Emanoel Gomes de Carvalho discorda. Ele já trabalhou na Defesa Civil do município e hoje atua no Grupo de Auxílio Civil (GAC), organização que colabora com as autoridades locais em situações de emergência. Ele acredita que o futuro reserva desastres graves. “Áreas de risco são assim. A questão não é se vai acontecer algo ruim, mas quando algo ruim vai acontecer”, afirma. Emanoel conhece bem a região e guiou cientistas da Rede Litoral que queriam conhecer áreas vulneráveis da cidade.
Ele aponta que quase todas as pessoas que vivem em áreas consideradas de risco convencem-se de que não há problema algum. A emprega doméstica Valdineia Anerth, de 36 anos, é vizinha de Maria José. Quando começa a chover à noite, recebe sempre uma ligação da sogra: “Vem dormir aqui em casa com as crianças. Tenho medo que a casa de vocês caia.” Mas ela nunca vai. “Não tenho medo”, diz.
Mas o pesquisador Paolo Alfredini, da Escola Politécnica da USP (Poli-USP), teme o que pode acontecer.

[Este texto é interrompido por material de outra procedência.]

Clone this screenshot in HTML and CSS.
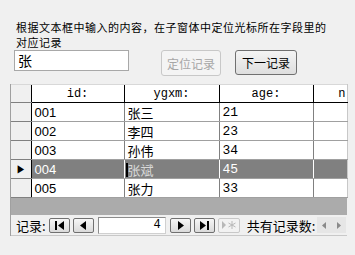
FILE: index.html
```html
<!DOCTYPE html>
<html lang="zh">
<head>
    <meta charset="UTF-8">
    <title>定位记录</title>
    <link rel="stylesheet" href="styles.css">
</head>
<body>
    <div class="form">
        <p class="prompt">根据文本框中输入的内容，在子窗体中定位光标所在字段里的对应记录</p>
        <div class="search">
            <div class="textbox">张</div>
            <button class="btn disabled">定位记录</button>
            <button class="btn">下一记录</button>
        </div>

        <div class="subform">
            <table class="grid">
                <colgroup>
                    <col class="c-sel"><col class="c-id"><col class="c-name"><col class="c-age"><col class="c-more">
                </colgroup>
                <thead>
                    <tr>
                        <th class="sel"></th>
                        <th>id:</th>
                        <th>ygxm:</th>
                        <th>age:</th>
                        <th class="more">n</th>
                    </tr>
                </thead>
                <tbody>
                    <tr><td class="sel"></td><td>001</td><td class="name">张三</td><td class="age">21</td><td></td></tr>
                    <tr><td class="sel"></td><td>002</td><td class="name">李四</td><td class="age">23</td><td></td></tr>
                    <tr><td class="sel"></td><td>003</td><td class="name">孙伟</td><td class="age">34</td><td></td></tr>
                    <tr class="current">
                        <td class="sel"><span class="arrow">&#9654;</span></td>
                        <td>004</td>
                        <td class="name"><span class="caret"></span><span class="picked">张斌</span></td>
                        <td class="age">45</td>
                        <td></td>
                    </tr>
                    <tr><td class="sel"></td><td>005</td><td class="name">张力</td><td class="age">33</td><td></td></tr>
                </tbody>
            </table>
            <div class="blank"></div>
            <div class="nav">
                <span class="nav-label">记录:</span>
                <button class="nb">
                    <svg width="11" height="9" viewBox="0 0 11 9"><rect x="1" y="0" width="2" height="9"/><path d="M10 0 L4 4.5 L10 9 Z"/></svg>
                </button>
                <button class="nb">
                    <svg width="11" height="9" viewBox="0 0 11 9"><path d="M8 0 L2 4.5 L8 9 Z"/></svg>
                </button>
                <div class="nav-box">4</div>
                <button class="nb">
                    <svg width="11" height="9" viewBox="0 0 11 9"><path d="M3 0 L9 4.5 L3 9 Z"/></svg>
                </button>
                <button class="nb">
                    <svg width="11" height="9" viewBox="0 0 11 9"><path d="M1 0 L7 4.5 L1 9 Z"/><rect x="8" y="0" width="2" height="9"/></svg>
                </button>
                <button class="nb off">
                    <svg width="16" height="10" viewBox="0 0 16 10"><path d="M1 1 L5 5 L1 9 Z" fill="#b8b8b8"/><path d="M11 1 V9 M7.5 3 L14.5 7 M7.5 7 L14.5 3" stroke="#b8b8b8" stroke-width="1" fill="none"/></svg>
                </button>
                <span class="nav-total">共有记录数:</span>
                <div class="hscroll">
                    <svg width="4" height="7" viewBox="0 0 4 7"><path d="M4 0 L0 3.5 L4 7 Z" fill="#8a8a8a"/></svg>
                    <svg width="4" height="7" viewBox="0 0 4 7"><path d="M0 0 L4 3.5 L0 7 Z" fill="#8a8a8a"/></svg>
                </div>
            </div>
        </div>
    </div>
</body>
</html>
```

FILE: styles.css
```css
body {
    margin: 0;
    background: #f0f0f0;
    font-family: "Noto Sans CJK SC", "Liberation Sans", sans-serif;
    color: #000;
}
.form {
    width: 355px;
    height: 255px;
    overflow: hidden;
}
.prompt {
    margin: 0;
    padding: 20px 0 0 16px;
    width: 320px;
    font-size: 11px;
    line-height: 15px;
    letter-spacing: 0.5px;
}
.search {
    display: flex;
    align-items: flex-start;
    padding: 0 0 0 14px;
    height: 34px;
}
.textbox {
    width: 110px;
    height: 19px;
    background: #fff;
    border: 1px solid #a8a8a8;
    padding-left: 3px;
    font-size: 14px;
    line-height: 19px;
}
.btn {
    height: 26px;
    margin-left: 32px;
    padding: 0;
    border: 1px solid #707070;
    border-radius: 3px;
    background: linear-gradient(#f4f4f4, #dedede);
    font-family: "Noto Sans CJK SC", sans-serif;
    font-size: 12px;
    color: #000;
}
.btn.disabled {
    width: 60px;
    border-color: #c8c8c8;
    background: #f4f4f4;
    color: #a6a6a6;
}
.btn + .btn {
    width: 62px;
    margin-left: 14px;
    height: 25px;
}
.subform {
    margin-left: 10px;
    width: 337px;
    border-left: 1px solid #a0a0a0;
    box-sizing: border-box;
    background: #ababab;
}
.grid {
    border-collapse: collapse;
    table-layout: fixed;
    width: 336px;
    background: #fff;
}
.c-sel { width: 20px; }
.c-id { width: 93px; }
.c-name { width: 95px; }
.c-age { width: 94px; }
.c-more { width: 34px; }
.grid th {
    height: 17px;
    padding: 0;
    font-family: "Liberation Mono", monospace;
    font-weight: normal;
    font-size: 12px;
    line-height: 16px;
    text-align: center;
    background: #fff;
    border-left: 1px solid #000;
    border-bottom: 1px solid #000;
    border-top: 1px solid #d8d8d8;
}
.grid th.sel {
    background: #f0f0f0;
    border-left: none;
    border-bottom-color: #808080;
}
.grid th.more {
    text-align: right;
    padding-right: 1px;
    overflow: hidden;
    border-right: 1px solid #c8c8c8;
}
.grid td {
    height: 18px;
    padding: 0 0 0 3px;
    font-family: "Liberation Sans", sans-serif;
    font-size: 13px;
    line-height: 17px;
    border-left: 1px solid #808080;
    border-bottom: 1px solid #a0a0a0;
    white-space: nowrap;
    overflow: hidden;
}
.grid td:last-child {
    border-right: 1px solid #c8c8c8;
}
.grid td.sel {
    padding: 0;
    background: #f0f0f0;
    border-left: none;
    border-right: 1px solid #000;
    border-bottom-color: #808080;
    text-align: center;
}
.grid td.name {
    font-family: "Noto Sans CJK SC", sans-serif;
    font-size: 13px;
}
.grid td.age {
    font-family: "Liberation Mono", monospace;
    font-size: 13px;
}
.current td {
    background: #808080;
    color: #fff;
    border-left-color: #fff;
}
.current td.sel {
    color: #000;
}
.arrow {
    font-size: 10px;
}
.caret {
    display: inline-block;
    width: 2px;
    height: 14px;
    background: #000;
    vertical-align: -2px;
    margin-left: -2px;
}
.picked {
    color: #d8d8d8;
}
.blank {
    height: 17px;
    background: #ababab;
}
.nav {
    display: flex;
    align-items: center;
    height: 20px;
    background: #f0f0f0;
    border-bottom: 1px solid #c8c8c8;
    font-size: 13px;
}
.nav-label {
    margin-left: 5px;
    margin-right: 3px;
}
.nb {
    width: 21px;
    height: 15px;
    margin-right: 3px;
    padding: 0;
    display: flex;
    align-items: center;
    justify-content: center;
    border: 1px solid #707070;
    border-radius: 2px;
    background: linear-gradient(#f6f6f6, #dadada);
}
.nb.off {
    width: 22px;
    border-color: #c8c8c8;
    background: #f2f2f2;
}
.nav-box {
    width: 62px;
    height: 15px;
    margin: 0 4px 0 1px;
    padding-right: 4px;
    background: #fff;
    border: 1px solid #8c8c8c;
    border-right-color: #d0d0d0;
    border-bottom-color: #d0d0d0;
    text-align: right;
    font-family: "Liberation Mono", monospace;
    font-size: 12px;
    line-height: 15px;
}
.nav-total {
    margin-left: 4px;
}
.hscroll {
    flex: 1;
    display: flex;
    justify-content: space-around;
    align-items: center;
    align-self: stretch;
    margin: 2px 1px 2px 2px;
    background: #e6e6e6;
}
```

Ele recorda a tragédia de 1967, quando um deslizamento em Caraguatatuba deixou 436 mortos e cerca de 3 mil desabrigados. “Isso ocorreu quando Caraguatatuba tinha 15 mil habitantes”, recorda. “Hoje a cidade tem 100 mil, grande parte vivendo em áreas de risco.”
Ele espera que os estudos da Rede Litoral sirvam para evitar tragédias semelhantes ou de ainda maiores proporções. / A.G.
Caraguatatuba foi em boa parte destruída por uma catástrofe causada pelas chuvas em 1967. Mais de 40 anos depois, áreas de risco afetadas na época estão novamente ocupadas por invasões. São os casos do Bairro do Rio do Ouro, Caputera e Benfica.